Prendendo spunto dall’inchiesta su Letizia Moratti a Milano, caso che non conosco, volevo fare qualche osservazione su come viene gestita la spesa pubblica. E forse non sono le osservazioni che vi aspettate.
A me personalmente, lascia molto perplesso tutto il discorso di tagli e contenimento delle spese: un ente non deve avere più di tot consulenti, deve tagliare le trasferte e rispetto all’anno precedente, e via così.
Ora, si tratta secondo me di iniziative totalmente e assolutamente demagogiche.
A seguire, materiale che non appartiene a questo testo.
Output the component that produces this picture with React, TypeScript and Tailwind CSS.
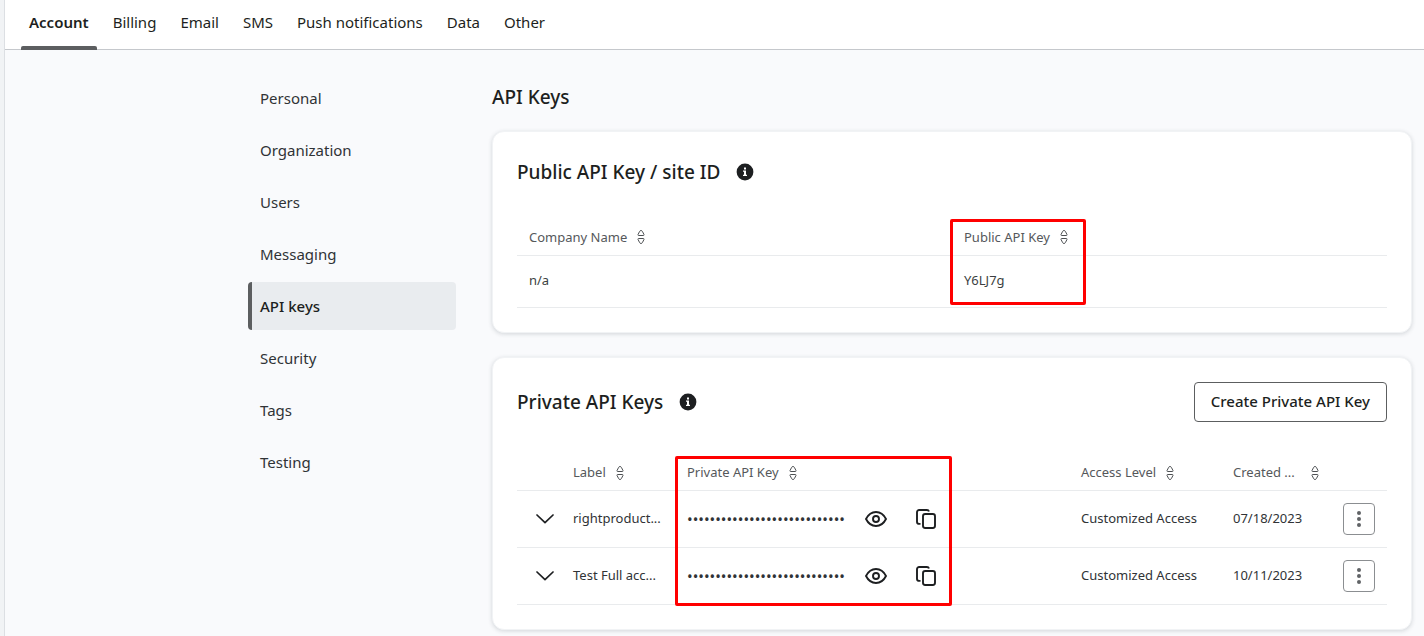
import React from "react";

const tabs = ["Account", "Billing", "Email", "SMS", "Push notifications", "Data", "Other"];

const sections = [
  "Personal",
  "Organization",
  "Users",
  "Messaging",
  "API keys",
  "Security",
  "Tags",
  "Testing",
];

const privateKeys = [
  { label: "rightproduct...", access: "Customized Access", created: "07/18/2023" },
  { label: "Test Full acc...", access: "Customized Access", created: "10/11/2023" },
];

const MASK = "•".repeat(28);

function InfoIcon() {
  return (
    <svg width="18" height="18" viewBox="0 0 18 18" aria-hidden="true">
      <circle cx="9" cy="9" r="8.4" fill="#1d1f21" />
      <path d="M8 4.4h2v2H8zM7 7.5h3v4.3h1V13H7v-1.2h1V8.7H7z" fill="#fff" />
    </svg>
  );
}

function SortIcon() {
  return (
    <svg width="8" height="14" viewBox="0 0 8 14" fill="none" stroke="#4d5053" strokeLinejoin="round">
      <path d="M1.500 5.500h5c.5 0 .7-.5.500-.9L5.500 1.600C5.200.9 4.700.500 4 .5s-1.200.4-1.500 1.100L1 4.600c-.2.4 0 .9.500.9z" />
      <path d="M1.500 8.500h5c.5 0 .7.5.500.9l-1.500 3c-.3.700-.8 1.100-1.500 1.100s-1.200-.4-1.500-1.100L1 9.400c-.2-.4 0-.9.500-.9z" />
    </svg>
  );
}

function ChevronIcon() {
  return (
    <svg width="18" height="10" viewBox="0 0 18 10" fill="none" stroke="#1d1f21" strokeWidth="1.7">
      <path d="M1 1l8 7.700L17 1" strokeLinecap="round" strokeLinejoin="round" />
    </svg>
  );
}

function EyeIcon() {
  return (
    <svg width="22" height="16" viewBox="0 0 22 16" fill="none" stroke="#1d1f21" strokeWidth="1.9">
      <path
        d="M1 8c2.300-4.500 5.900-7 10-7s7.700 2.500 10 7c-2.300 4.500-5.900 7-10 7S3.300 12.500 1 8z"
        strokeLinejoin="round"
      />
      <circle cx="11" cy="8" r="3" />
    </svg>
  );
}

function CopyIcon() {
  return (
    <svg width="20" height="20" viewBox="0 0 20 20" fill="none" stroke="#1d1f21" strokeWidth="1.900">
      <rect x="7" y="5" width="12" height="14" rx="2.200" />
      <path d="M4.500 14.900H3.200A2.200 2.200 0 0 1 1 12.700V3.200A2.200 2.200 0 0 1 3.200 1h7.600A2.200 2.200 0 0 1 13 2.500" />
    </svg>
  );
}

function DotsIcon() {
  return (
    <svg width="4" height="16" viewBox="0 0 4 16" fill="#606366">
      <circle cx="2" cy="2" r="2" />
      <circle cx="2" cy="8" r="2" />
      <circle cx="2" cy="14" r="2" />
    </svg>
  );
}

function SortHeader({ title, spread = false }: { title: string; spread?: boolean }) {
  return (
    <th scope="col" className="h-[35px] px-3 font-normal">
      <button
        type="button"
        className={
          spread
            ? "flex w-full items-center justify-between text-[#55585b]"
            : "flex items-center gap-2.5 text-[#55585b]"
        }
      >
        <span className="whitespace-nowrap">{title}</span>
        <SortIcon />
      </button>
    </th>
  );
}

function Card({ children }: { children: React.ReactNode }) {
  return (
    <section className="rounded-xl border border-[#f1f3f5] bg-white p-6 shadow-[0_1px_4px_rgba(40,50,60,0.18)]">
      {children}
    </section>
  );
}

function CardTitle({ children }: { children: React.ReactNode }) {
  return (
    <div className="flex items-center gap-4">
      <h2 className="text-[19px] leading-8 font-medium">{children}</h2>
      <button type="button" aria-label="More information">
        <InfoIcon />
      </button>
    </div>
  );
}

export default function App() {
  return (
    <div className="min-h-screen border-l-4 border-[#f1f3f5] bg-[#f9fafc] font-['Noto_Sans','Open_Sans',sans-serif] text-[#1d1f21]">
      <div className="min-h-screen border-l border-[#dcdfe3]">
        <nav className="flex h-[50px] gap-2 border-b border-[#c5c8cc] bg-white pl-4">
          {tabs.map((tab, i) => (
            <a
              key={tab}
              href="#"
              className={
                i === 0
                  ? "relative px-2 pt-2.5 text-[15px] leading-6 font-semibold"
                  : "px-2 pt-2.5 text-[15px] leading-6"
              }
            >
              {tab}
              {i === 0 && (
                <span className="absolute inset-x-0 -bottom-px h-1 rounded-t-xs bg-[#5c5e60]" />
              )}
            </a>
          ))}
        </nav>

        <div className="flex gap-9 pt-6 pr-3 pb-2 pl-[243px]">
          <aside className="flex w-52 shrink-0 flex-col gap-1">
            {sections.map((name) => (
              <a
                key={name}
                href="#"
                className={
                  name === "API keys"
                    ? "flex h-12 items-center rounded-sm border-l-4 border-[#5c5e60] bg-[#e9ecef] pl-2 text-[15px] font-medium"
                    : "flex h-12 items-center border-l-4 border-transparent pl-2 text-[15px] text-[#303336]"
                }
              >
                {name}
              </a>
            ))}
          </aside>

          <main className="min-w-0 flex-1">
            <h1 className="mt-[7px] mb-[18px] text-[19px] leading-8 font-medium">API Keys</h1>

            <div className="flex flex-col gap-6">
              <Card>
                <CardTitle>Public API Key / site ID</CardTitle>
                <div className="relative mt-8">
                  <table className="w-full table-fixed text-left text-[13px]">
                    <thead>
                      <tr className="border-b border-[#e9ebed]">
                        <SortHeader title="Company Name" />
                        <SortHeader title="Public API Key" />
                      </tr>
                    </thead>
                    <tbody>
                      <tr className="h-[52px] border-b border-[#e9ebed] text-[#3c3f42]">
                        <td className="px-3">n/a</td>
                        <td className="px-3">Y6LJ7g</td>
                      </tr>
                    </tbody>
                  </table>
                  <div className="pointer-events-none absolute -top-px left-1/2 -ml-0.5 h-[86px] w-[136px] rounded-xs border-3 border-[#ff0000]" />
                </div>
              </Card>

              <Card>
                <div className="flex items-center justify-between">
                  <CardTitle>Private API Keys</CardTitle>
                  <button
                    type="button"
                    className="h-10 rounded-sm border border-[#5c5e60] px-4 text-[15px] font-medium"
                  >
                    Create Private API Key
                  </button>
                </div>
                <div className="relative mt-[34px]">
                  <table className="w-full table-fixed text-left text-[13px]">
                    <colgroup>
                      <col className="w-11" />
                      <col className="w-[114px]" />
                      <col />
                      <col className="w-[152px]" />
                      <col className="w-[110px]" />
                      <col className="w-14" />
                    </colgroup>
                    <thead>
                      <tr className="border-b border-[#e9ebed]">
                        <td />
                        <SortHeader title="Label" />
                        <SortHeader title="Private API Key" />
                        <SortHeader title="Access Level" />
                        <SortHeader title="Created ..." spread />
                        <td />
                      </tr>
                    </thead>
                    <tbody>
                      {privateKeys.map((item) => (
                        <tr key={item.created} className="h-[57px] border-b border-[#e9ebed] text-[#303336]">
                          <td>
                            <button type="button" aria-label="Expand" className="ml-[19px] flex">
                              <ChevronIcon />
                            </button>
                          </td>
                          <td className="px-3 whitespace-nowrap">{item.label}</td>
                          <td className="px-3">
                            <div className="flex items-center">
                              <span className="w-[178px] text-[15px]">{MASK}</span>
                              <button type="button" aria-label="Show key" className="mr-[29px]">
                                <EyeIcon />
                              </button>
                              <button type="button" aria-label="Copy key">
                                <CopyIcon />
                              </button>
                            </div>
                          </td>
                          <td className="px-3">{item.access}</td>
                          <td className="px-3">{item.created}</td>
                          <td className="px-3">
                            <button
                              type="button"
                              aria-label="Options"
                              className="flex size-8 items-center justify-center rounded-sm border border-[#8b8e91]"
                            >
                              <DotsIcon />
                            </button>
                          </td>
                        </tr>
                      ))}
                    </tbody>
                  </table>
                  <div className="pointer-events-none absolute top-0 left-[158px] h-[150px] w-[277px] rounded-xs border-3 border-[#ff0000]" />
                </div>
              </Card>
            </div>
          </main>
        </div>
      </div>
    </div>
  );
}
Per un motivo molto semplice: preoccuparsi dell’efficienza (cioè dei costi) senza curarsi minimamente dell’efficacia è una cosa semplicemente autolesionista. Per cui vediamo il problema in modo un po’ diverso: a cosa servono queste spese? Hanno tornato qualcosa di utile o meno?
Ad esempio, pagare un consulente 10.000 euro per una giornata di lavoro è tanto o poco? Dipende da cosa fa il consulente: se non fa niente, sono soldi buttati via, ma lo erano anche se erano 10 Euro. Se invece fa un qualcosa che rende o fa risparmiare alla collettività 100.000 euro, sono soldi più che ben spesi (preciso, tanto per evitare equivoci, che non mi sto riferendo allo specifico “caso Letizia Moratti” che, ripeto, è solo uno spunto).
Ed è per questa attenzione, quasi fobica, alla minore spesa possibile che non è raro che appalti assegnati siano poi estremamente scadenti, con la vittoria che va a ditte che magari non pagano neppure i dipendenti.
Quella dei contenimento dei costi delle trasferte è a mio parere, la più comica: ma chi va in trasferta vanno in gita? Se sì, non vanno tagliate del 10%, ma tagliate del tutto (magari assieme ai “gitanti”), oppure questi vanno in trasferta per qualche motivo “vero”, quindi di fatto tagliare le trasferte significa impedire che l’ente raggiunga i risultati che si prefiggeva.
Questa mentalità di trasferta=gita, secondo una leggenda urbana, sarebbe alla base di una presunta derisione dell’Italia da parte degli altri paesi Europei. Infatti, la leggenda racconta che quando sono stati introdotti i finanziamenti Europei, sono stati fatti anche molteplici corsi a Bruxelles per spiegare ai vari Stati come funzionavano e come farli fruttare: secondo la leggenda, mentre paesi come la Spagna e l’Irlanda avrebbero mandato giovani che poi hanno diffuso questa conoscenza in patria (ed infatti, questi paesi hanno saputo sfruttare al massimo le opportunità disponibili), l’Italia avrebbe mandato in vacanza-premio del personale prossimo alla pensione, con il risultato che l’Italia, almeno fino a poco tempo fa, era uno dei paesi che riusciva a sfruttare meno i finanziamenti europei.
Tornando al discorso del taglio/controllo delle spese, volevo sottolineare come sembrerebbe che ne siano soggetti anche gli enti che lavorano “a progetto”, in classica mentalità burocratica italiana: ma che senso ha fare un ragionamento del genere per enti che svolgono attività diverse anno per anno?
Insomma, per chiudere, va bene preoccuparsi dell’efficienza, risparmio, contenimento dei costi e via così. Ma se ci si preoccupasse di più anche dell’efficacia, di cosa il pubblico fa con i soldi e non di quanto spende, probabilmente avremmo almeno servizi pubblici che funzionano. E che forse la gente sarebbe anche più contenta di finanziare con le proprie tasse.